= Direction =
Review the listing and copy each line that holds the word "screenshot".

= Excerpted records =

— Begin —

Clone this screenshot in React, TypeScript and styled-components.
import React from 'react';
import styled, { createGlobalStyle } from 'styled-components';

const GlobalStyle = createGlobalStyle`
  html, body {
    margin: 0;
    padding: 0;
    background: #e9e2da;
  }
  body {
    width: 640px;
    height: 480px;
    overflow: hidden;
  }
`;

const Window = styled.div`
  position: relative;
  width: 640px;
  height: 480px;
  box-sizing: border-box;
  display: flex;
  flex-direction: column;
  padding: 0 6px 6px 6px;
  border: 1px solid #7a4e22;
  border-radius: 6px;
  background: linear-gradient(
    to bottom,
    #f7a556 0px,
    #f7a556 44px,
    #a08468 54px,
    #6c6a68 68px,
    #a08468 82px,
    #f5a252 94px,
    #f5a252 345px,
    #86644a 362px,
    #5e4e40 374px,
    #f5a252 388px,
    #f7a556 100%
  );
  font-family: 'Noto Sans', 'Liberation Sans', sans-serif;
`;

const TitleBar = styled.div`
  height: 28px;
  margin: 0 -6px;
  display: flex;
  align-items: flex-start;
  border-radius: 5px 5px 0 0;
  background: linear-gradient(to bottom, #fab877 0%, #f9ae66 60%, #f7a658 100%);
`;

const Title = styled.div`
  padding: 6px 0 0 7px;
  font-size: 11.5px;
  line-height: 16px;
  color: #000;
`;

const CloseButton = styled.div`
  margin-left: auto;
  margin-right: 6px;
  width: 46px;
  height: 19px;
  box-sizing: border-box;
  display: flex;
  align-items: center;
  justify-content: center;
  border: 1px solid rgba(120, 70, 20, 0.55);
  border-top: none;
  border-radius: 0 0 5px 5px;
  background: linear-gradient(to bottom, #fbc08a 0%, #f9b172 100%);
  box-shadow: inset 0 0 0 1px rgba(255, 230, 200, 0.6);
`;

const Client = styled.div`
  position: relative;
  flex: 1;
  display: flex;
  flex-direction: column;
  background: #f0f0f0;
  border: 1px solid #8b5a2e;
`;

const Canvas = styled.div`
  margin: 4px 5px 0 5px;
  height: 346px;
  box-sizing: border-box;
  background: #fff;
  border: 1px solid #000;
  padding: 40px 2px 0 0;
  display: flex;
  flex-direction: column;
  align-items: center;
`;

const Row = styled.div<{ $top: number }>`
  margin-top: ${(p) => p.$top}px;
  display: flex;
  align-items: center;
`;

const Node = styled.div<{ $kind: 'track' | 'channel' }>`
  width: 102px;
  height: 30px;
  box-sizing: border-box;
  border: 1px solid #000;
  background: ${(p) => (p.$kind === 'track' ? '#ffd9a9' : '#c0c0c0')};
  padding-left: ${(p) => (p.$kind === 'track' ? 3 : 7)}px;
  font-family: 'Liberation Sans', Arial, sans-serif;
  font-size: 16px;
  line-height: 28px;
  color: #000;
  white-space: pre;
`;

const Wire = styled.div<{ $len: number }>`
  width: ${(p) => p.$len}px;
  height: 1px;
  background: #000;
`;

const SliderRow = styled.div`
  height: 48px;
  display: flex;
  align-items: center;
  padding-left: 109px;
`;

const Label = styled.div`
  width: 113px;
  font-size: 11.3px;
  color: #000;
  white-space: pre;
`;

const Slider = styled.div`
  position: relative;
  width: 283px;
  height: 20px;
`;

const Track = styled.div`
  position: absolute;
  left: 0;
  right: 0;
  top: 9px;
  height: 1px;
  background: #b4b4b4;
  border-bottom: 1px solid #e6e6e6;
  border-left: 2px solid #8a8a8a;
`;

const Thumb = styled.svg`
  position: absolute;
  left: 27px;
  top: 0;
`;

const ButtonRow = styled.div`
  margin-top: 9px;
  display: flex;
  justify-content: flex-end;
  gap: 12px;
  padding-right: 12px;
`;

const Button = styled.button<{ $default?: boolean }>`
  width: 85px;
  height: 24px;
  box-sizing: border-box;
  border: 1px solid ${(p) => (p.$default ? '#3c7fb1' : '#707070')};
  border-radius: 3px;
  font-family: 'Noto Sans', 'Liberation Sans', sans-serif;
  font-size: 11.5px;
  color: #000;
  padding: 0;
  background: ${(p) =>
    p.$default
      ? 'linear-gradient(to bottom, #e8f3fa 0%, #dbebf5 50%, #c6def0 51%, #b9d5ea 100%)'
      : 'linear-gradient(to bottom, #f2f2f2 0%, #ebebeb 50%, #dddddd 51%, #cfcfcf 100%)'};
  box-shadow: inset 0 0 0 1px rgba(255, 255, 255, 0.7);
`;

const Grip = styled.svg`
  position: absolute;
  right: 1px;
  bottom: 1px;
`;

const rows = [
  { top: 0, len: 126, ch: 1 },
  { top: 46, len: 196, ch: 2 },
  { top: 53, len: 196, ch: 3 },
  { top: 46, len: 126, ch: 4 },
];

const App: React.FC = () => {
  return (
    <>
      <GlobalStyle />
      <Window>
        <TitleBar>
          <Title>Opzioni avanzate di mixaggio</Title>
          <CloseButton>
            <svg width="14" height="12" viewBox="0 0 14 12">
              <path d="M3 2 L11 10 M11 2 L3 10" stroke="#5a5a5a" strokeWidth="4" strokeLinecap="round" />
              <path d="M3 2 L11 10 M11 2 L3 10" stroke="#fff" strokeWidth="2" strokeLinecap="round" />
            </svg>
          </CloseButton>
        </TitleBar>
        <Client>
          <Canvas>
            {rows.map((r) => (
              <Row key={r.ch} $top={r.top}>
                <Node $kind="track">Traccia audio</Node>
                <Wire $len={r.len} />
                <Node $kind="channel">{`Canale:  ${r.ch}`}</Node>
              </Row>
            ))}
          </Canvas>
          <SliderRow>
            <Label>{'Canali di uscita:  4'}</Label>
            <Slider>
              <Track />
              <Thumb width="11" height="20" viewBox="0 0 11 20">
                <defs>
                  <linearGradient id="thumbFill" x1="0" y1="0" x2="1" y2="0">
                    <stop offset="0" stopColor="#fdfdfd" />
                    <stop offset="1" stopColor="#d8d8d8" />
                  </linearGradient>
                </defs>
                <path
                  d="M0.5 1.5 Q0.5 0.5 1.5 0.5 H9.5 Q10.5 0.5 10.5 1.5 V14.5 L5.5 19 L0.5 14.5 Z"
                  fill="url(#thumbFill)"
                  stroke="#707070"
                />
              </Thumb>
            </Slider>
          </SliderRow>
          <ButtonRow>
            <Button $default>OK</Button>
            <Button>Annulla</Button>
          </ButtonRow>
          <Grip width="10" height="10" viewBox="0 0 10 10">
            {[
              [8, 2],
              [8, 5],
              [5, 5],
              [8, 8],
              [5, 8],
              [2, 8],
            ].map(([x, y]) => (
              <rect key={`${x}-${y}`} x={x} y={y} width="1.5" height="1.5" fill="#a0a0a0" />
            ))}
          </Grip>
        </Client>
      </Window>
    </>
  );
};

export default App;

— End —
— Begin —

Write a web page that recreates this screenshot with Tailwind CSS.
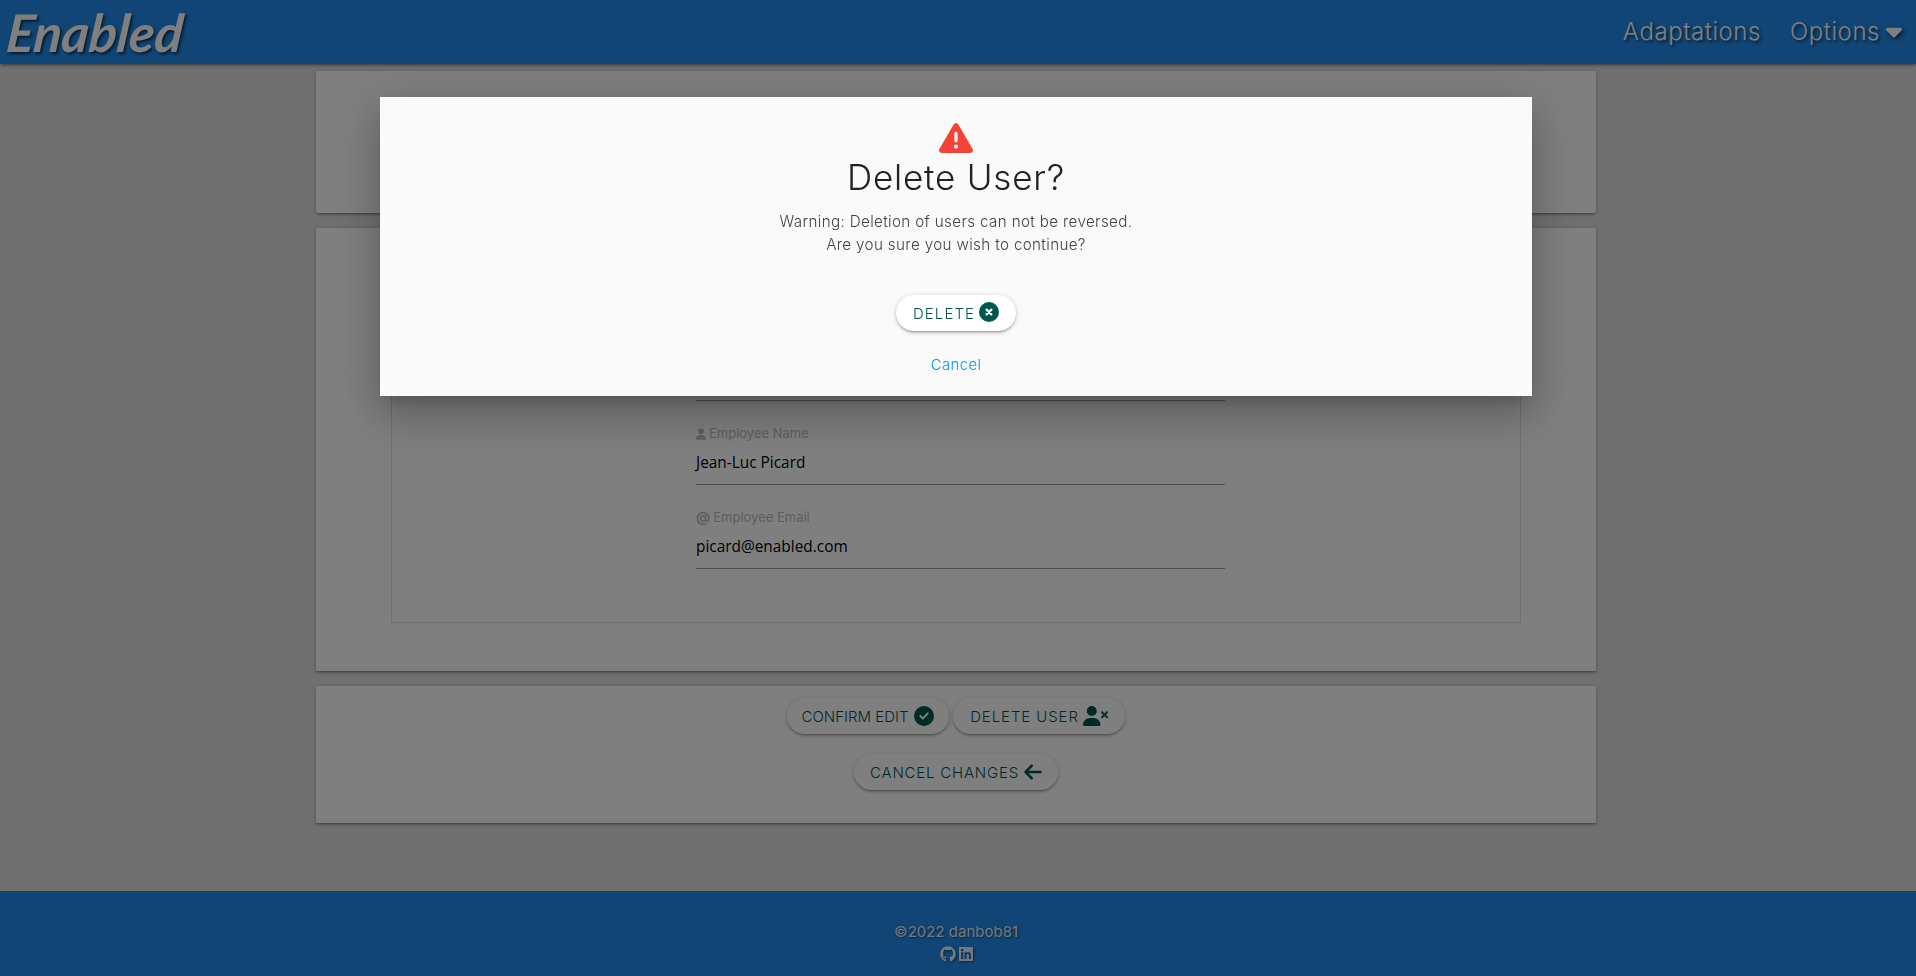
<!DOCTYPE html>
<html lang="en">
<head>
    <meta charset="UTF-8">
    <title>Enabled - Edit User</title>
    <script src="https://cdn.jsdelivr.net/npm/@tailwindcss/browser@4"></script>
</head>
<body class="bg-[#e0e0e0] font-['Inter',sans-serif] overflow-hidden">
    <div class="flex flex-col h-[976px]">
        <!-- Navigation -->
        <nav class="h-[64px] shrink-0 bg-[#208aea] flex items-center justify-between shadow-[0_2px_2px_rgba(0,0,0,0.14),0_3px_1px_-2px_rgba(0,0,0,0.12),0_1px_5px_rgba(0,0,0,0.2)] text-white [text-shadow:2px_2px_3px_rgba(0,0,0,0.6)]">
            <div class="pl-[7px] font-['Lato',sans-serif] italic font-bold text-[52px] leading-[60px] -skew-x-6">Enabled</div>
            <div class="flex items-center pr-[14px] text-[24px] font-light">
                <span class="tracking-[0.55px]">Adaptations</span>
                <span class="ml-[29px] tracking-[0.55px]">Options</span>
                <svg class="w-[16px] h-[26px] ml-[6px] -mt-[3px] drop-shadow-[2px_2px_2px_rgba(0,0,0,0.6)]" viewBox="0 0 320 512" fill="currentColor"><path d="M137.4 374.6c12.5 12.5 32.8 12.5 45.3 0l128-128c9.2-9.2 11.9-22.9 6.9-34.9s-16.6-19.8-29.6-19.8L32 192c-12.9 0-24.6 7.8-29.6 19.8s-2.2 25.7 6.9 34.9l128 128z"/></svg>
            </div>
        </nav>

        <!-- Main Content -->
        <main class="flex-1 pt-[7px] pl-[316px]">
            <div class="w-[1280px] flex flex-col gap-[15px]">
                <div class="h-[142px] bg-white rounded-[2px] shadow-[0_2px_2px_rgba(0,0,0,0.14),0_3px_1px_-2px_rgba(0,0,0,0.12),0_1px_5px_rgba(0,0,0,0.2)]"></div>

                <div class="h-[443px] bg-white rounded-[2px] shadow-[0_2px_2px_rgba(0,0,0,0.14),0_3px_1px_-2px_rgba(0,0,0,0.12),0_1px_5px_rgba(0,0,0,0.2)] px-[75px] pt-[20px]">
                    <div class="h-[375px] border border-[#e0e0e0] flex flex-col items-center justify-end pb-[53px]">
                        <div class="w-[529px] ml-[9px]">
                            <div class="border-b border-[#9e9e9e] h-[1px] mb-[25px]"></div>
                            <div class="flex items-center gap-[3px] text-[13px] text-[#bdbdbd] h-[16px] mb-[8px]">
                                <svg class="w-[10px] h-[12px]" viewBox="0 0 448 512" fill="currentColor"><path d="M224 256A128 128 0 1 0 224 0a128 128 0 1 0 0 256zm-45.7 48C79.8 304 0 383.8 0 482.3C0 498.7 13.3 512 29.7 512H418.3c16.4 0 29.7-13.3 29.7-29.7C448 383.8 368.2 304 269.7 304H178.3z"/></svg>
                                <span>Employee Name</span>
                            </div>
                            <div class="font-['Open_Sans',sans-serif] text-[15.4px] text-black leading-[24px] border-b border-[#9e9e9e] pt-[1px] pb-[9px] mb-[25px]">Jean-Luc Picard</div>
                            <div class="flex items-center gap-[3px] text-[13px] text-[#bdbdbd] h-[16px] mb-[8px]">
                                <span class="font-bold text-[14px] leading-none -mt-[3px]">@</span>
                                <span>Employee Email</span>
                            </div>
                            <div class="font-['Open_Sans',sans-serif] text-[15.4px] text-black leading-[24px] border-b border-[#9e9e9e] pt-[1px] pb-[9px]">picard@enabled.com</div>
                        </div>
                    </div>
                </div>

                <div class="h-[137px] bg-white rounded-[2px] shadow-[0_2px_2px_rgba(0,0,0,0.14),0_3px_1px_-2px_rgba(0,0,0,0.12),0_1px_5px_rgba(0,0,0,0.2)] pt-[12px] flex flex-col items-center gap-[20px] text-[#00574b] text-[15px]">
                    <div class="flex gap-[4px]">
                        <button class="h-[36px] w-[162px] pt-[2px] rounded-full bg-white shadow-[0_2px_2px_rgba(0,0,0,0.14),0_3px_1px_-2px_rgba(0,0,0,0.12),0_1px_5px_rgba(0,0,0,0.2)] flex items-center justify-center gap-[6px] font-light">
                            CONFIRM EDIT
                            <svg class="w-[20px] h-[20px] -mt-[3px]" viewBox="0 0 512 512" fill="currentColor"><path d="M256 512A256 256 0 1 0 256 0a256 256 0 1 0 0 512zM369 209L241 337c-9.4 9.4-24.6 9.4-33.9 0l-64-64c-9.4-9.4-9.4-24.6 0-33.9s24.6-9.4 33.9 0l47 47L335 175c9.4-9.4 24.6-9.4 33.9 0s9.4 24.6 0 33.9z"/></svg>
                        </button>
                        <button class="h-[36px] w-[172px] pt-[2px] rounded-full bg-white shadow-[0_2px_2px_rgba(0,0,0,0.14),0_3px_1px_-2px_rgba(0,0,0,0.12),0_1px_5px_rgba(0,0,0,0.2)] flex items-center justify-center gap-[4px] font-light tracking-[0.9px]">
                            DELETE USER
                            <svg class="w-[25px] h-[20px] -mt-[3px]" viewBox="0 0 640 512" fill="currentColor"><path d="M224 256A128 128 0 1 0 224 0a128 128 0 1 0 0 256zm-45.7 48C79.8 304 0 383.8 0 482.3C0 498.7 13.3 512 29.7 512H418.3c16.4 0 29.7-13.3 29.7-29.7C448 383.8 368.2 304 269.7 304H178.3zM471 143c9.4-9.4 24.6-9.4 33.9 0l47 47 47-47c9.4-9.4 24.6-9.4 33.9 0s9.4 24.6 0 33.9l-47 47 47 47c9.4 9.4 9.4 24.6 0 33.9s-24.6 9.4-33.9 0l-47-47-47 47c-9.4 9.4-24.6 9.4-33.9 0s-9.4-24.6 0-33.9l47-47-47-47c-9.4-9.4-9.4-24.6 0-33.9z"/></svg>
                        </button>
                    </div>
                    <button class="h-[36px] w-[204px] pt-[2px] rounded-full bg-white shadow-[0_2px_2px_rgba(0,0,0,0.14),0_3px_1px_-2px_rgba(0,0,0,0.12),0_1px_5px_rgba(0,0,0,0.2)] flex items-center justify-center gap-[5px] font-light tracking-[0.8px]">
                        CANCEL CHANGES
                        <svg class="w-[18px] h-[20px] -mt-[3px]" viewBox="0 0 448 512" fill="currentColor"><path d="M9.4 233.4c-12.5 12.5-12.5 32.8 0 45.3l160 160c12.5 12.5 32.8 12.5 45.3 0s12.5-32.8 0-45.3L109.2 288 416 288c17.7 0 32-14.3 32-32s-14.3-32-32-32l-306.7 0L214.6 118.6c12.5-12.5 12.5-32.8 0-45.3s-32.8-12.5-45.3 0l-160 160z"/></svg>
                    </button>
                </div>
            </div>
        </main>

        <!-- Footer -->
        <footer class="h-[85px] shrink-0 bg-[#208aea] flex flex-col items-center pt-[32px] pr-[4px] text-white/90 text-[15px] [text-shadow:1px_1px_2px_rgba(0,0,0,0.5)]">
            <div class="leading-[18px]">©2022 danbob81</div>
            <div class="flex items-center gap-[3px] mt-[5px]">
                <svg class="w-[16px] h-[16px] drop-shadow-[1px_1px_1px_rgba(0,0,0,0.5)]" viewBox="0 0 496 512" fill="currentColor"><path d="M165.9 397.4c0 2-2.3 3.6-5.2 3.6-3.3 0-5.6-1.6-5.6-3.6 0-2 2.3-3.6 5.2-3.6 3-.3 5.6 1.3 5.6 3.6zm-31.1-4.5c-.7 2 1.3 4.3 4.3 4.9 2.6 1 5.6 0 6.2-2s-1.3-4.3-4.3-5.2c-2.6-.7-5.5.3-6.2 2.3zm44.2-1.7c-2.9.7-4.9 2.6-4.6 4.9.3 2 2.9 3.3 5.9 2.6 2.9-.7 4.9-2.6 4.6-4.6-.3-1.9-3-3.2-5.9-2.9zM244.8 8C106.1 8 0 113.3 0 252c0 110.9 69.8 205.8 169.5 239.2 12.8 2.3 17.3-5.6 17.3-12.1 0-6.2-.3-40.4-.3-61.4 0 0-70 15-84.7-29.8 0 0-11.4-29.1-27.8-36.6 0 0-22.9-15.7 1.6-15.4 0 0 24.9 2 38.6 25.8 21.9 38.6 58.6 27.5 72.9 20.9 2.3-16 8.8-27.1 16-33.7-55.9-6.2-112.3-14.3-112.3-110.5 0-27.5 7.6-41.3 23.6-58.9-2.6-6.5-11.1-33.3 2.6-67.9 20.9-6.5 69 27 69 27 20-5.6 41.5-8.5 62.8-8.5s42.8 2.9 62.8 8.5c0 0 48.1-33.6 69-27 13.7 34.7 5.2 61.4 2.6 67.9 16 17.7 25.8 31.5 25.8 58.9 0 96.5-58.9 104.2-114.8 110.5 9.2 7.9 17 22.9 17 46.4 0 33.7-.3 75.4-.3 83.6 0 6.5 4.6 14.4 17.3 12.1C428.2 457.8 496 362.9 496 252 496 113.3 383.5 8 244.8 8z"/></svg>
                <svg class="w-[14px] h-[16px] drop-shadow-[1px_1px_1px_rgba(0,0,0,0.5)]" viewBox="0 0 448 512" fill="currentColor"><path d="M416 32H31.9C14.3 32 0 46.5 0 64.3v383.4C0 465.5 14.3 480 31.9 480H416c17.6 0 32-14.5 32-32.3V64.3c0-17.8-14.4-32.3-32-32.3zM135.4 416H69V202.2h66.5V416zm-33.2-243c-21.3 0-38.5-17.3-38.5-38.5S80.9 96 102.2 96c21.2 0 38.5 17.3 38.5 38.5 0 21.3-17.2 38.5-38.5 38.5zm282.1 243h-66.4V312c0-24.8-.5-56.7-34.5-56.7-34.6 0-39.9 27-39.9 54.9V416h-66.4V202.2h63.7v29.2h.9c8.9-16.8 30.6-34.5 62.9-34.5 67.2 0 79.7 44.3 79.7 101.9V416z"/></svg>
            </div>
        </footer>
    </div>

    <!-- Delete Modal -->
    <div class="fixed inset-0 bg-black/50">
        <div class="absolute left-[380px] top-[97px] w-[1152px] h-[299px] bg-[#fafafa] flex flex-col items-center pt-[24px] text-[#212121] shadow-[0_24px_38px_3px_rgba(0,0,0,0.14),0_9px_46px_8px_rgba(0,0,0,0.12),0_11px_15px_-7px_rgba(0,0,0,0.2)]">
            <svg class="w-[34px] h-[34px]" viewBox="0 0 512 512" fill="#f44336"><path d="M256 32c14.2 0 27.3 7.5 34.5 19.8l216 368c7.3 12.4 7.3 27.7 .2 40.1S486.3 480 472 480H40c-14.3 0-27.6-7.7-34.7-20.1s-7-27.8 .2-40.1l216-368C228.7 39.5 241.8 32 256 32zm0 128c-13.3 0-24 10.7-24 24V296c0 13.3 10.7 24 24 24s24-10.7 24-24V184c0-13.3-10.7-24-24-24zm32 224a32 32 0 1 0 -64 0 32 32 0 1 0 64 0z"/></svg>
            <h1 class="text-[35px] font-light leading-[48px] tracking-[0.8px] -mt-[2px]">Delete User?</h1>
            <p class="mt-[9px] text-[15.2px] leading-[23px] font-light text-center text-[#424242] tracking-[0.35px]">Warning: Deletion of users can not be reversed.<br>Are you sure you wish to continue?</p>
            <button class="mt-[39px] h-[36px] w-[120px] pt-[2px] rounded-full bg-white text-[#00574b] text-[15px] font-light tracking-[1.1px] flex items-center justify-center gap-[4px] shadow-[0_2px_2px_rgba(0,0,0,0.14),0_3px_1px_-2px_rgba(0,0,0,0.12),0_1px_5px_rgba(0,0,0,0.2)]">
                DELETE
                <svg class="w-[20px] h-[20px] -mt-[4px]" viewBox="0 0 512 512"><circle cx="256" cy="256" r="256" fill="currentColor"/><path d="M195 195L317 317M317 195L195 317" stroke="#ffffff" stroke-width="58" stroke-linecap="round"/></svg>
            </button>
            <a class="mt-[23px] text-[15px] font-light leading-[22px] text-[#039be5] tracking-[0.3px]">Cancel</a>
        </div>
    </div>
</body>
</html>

— End —

= Worked solution =
Clone this screenshot in React, TypeScript and styled-components.
Write a web page that recreates this screenshot with Tailwind CSS.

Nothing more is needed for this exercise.